### Objective
Write out the listing below exactly, and omit any images you find in it.
+++
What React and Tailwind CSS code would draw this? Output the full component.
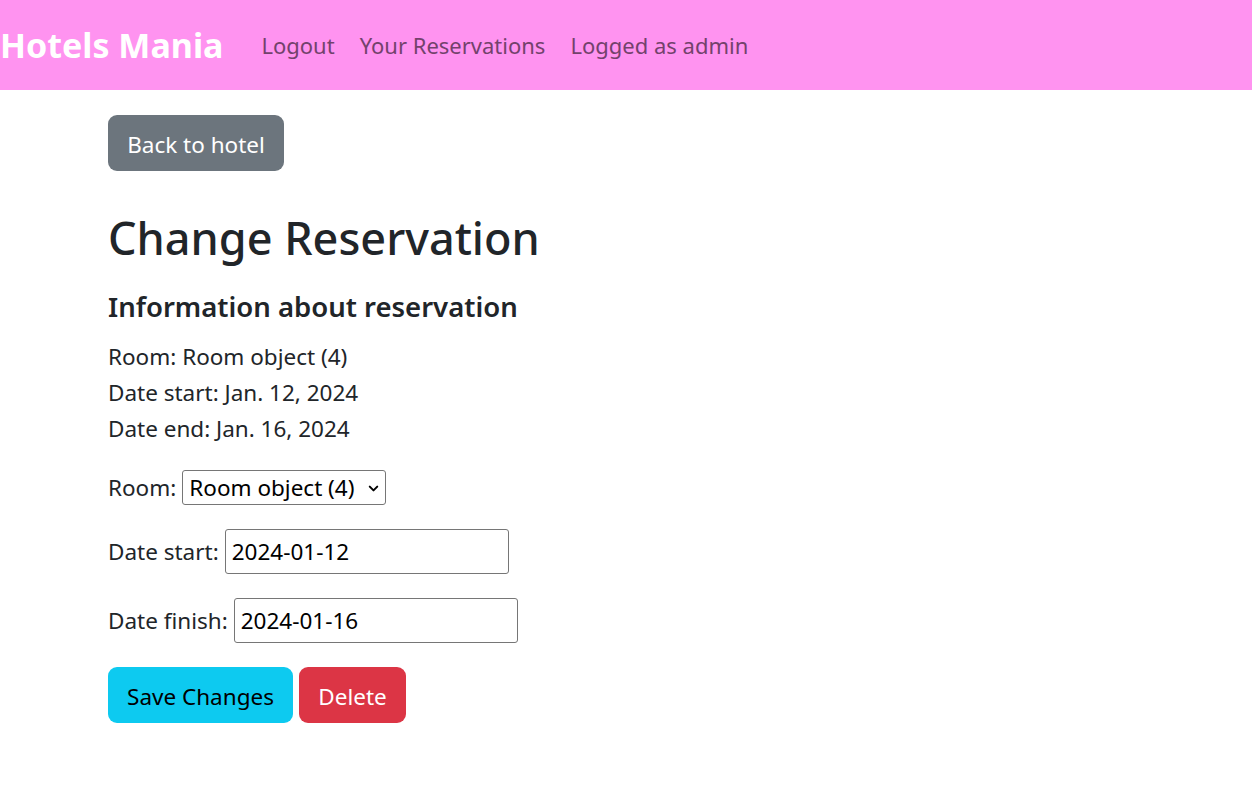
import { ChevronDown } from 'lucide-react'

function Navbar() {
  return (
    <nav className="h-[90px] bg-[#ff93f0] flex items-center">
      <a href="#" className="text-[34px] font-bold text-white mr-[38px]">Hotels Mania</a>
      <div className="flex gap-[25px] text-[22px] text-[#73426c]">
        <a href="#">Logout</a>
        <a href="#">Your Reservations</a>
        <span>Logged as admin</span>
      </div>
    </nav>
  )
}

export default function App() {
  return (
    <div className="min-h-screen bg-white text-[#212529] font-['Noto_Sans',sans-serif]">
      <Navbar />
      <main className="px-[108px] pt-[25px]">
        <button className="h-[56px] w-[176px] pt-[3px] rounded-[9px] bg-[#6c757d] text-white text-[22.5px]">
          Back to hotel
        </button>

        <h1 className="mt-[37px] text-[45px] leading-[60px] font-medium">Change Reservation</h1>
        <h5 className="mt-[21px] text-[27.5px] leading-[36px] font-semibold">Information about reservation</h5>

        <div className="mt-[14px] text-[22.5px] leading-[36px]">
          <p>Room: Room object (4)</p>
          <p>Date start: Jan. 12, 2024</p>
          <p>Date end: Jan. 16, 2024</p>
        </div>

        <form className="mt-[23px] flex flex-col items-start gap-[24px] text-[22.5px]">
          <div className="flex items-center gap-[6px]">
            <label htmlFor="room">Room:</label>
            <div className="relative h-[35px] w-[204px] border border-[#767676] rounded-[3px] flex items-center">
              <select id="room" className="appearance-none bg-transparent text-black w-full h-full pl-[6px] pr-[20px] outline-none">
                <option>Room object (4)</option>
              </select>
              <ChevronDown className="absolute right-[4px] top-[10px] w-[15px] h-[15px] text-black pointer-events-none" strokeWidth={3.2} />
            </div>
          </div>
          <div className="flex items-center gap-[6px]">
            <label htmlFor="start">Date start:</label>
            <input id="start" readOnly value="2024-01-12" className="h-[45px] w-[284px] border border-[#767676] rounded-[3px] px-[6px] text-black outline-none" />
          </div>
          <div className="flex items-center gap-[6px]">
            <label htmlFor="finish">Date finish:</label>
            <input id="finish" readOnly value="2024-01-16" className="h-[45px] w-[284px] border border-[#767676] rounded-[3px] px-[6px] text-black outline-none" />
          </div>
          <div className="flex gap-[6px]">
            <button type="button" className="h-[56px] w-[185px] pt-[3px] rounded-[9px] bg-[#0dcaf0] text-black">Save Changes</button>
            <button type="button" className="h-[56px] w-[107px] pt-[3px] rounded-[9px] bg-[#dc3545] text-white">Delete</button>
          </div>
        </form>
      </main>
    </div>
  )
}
+++
### The completed task
What React and Tailwind CSS code would draw this? Output the full component.
import { ChevronDown } from 'lucide-react'

function Navbar() {
  return (
    <nav className="h-[90px] bg-[#ff93f0] flex items-center">
      <a href="#" className="text-[34px] font-bold text-white mr-[38px]">Hotels Mania</a>
      <div className="flex gap-[25px] text-[22px] text-[#73426c]">
        <a href="#">Logout</a>
        <a href="#">Your Reservations</a>
        <span>Logged as admin</span>
      </div>
    </nav>
  )
}

export default function App() {
  return (
    <div className="min-h-screen bg-white text-[#212529] font-['Noto_Sans',sans-serif]">
      <Navbar />
      <main className="px-[108px] pt-[25px]">
        <button className="h-[56px] w-[176px] pt-[3px] rounded-[9px] bg-[#6c757d] text-white text-[22.5px]">
          Back to hotel
        </button>

        <h1 className="mt-[37px] text-[45px] leading-[60px] font-medium">Change Reservation</h1>
        <h5 className="mt-[21px] text-[27.5px] leading-[36px] font-semibold">Information about reservation</h5>

        <div className="mt-[14px] text-[22.5px] leading-[36px]">
          <p>Room: Room object (4)</p>
          <p>Date start: Jan. 12, 2024</p>
          <p>Date end: Jan. 16, 2024</p>
        </div>

        <form className="mt-[23px] flex flex-col items-start gap-[24px] text-[22.5px]">
          <div className="flex items-center gap-[6px]">
            <label htmlFor="room">Room:</label>
            <div className="relative h-[35px] w-[204px] border border-[#767676] rounded-[3px] flex items-center">
              <select id="room" className="appearance-none bg-transparent text-black w-full h-full pl-[6px] pr-[20px] outline-none">
                <option>Room object (4)</option>
              </select>
              <ChevronDown className="absolute right-[4px] top-[10px] w-[15px] h-[15px] text-black pointer-events-none" strokeWidth={3.2} />
            </div>
          </div>
          <div className="flex items-center gap-[6px]">
            <label htmlFor="start">Date start:</label>
            <input id="start" readOnly value="2024-01-12" className="h-[45px] w-[284px] border border-[#767676] rounded-[3px] px-[6px] text-black outline-none" />
          </div>
          <div className="flex items-center gap-[6px]">
            <label htmlFor="finish">Date finish:</label>
            <input id="finish" readOnly value="2024-01-16" className="h-[45px] w-[284px] border border-[#767676] rounded-[3px] px-[6px] text-black outline-none" />
          </div>
          <div className="flex gap-[6px]">
            <button type="button" className="h-[56px] w-[185px] pt-[3px] rounded-[9px] bg-[#0dcaf0] text-black">Save Changes</button>
            <button type="button" className="h-[56px] w-[107px] pt-[3px] rounded-[9px] bg-[#dc3545] text-white">Delete</button>
          </div>
        </form>
      </main>
    </div>
  )
}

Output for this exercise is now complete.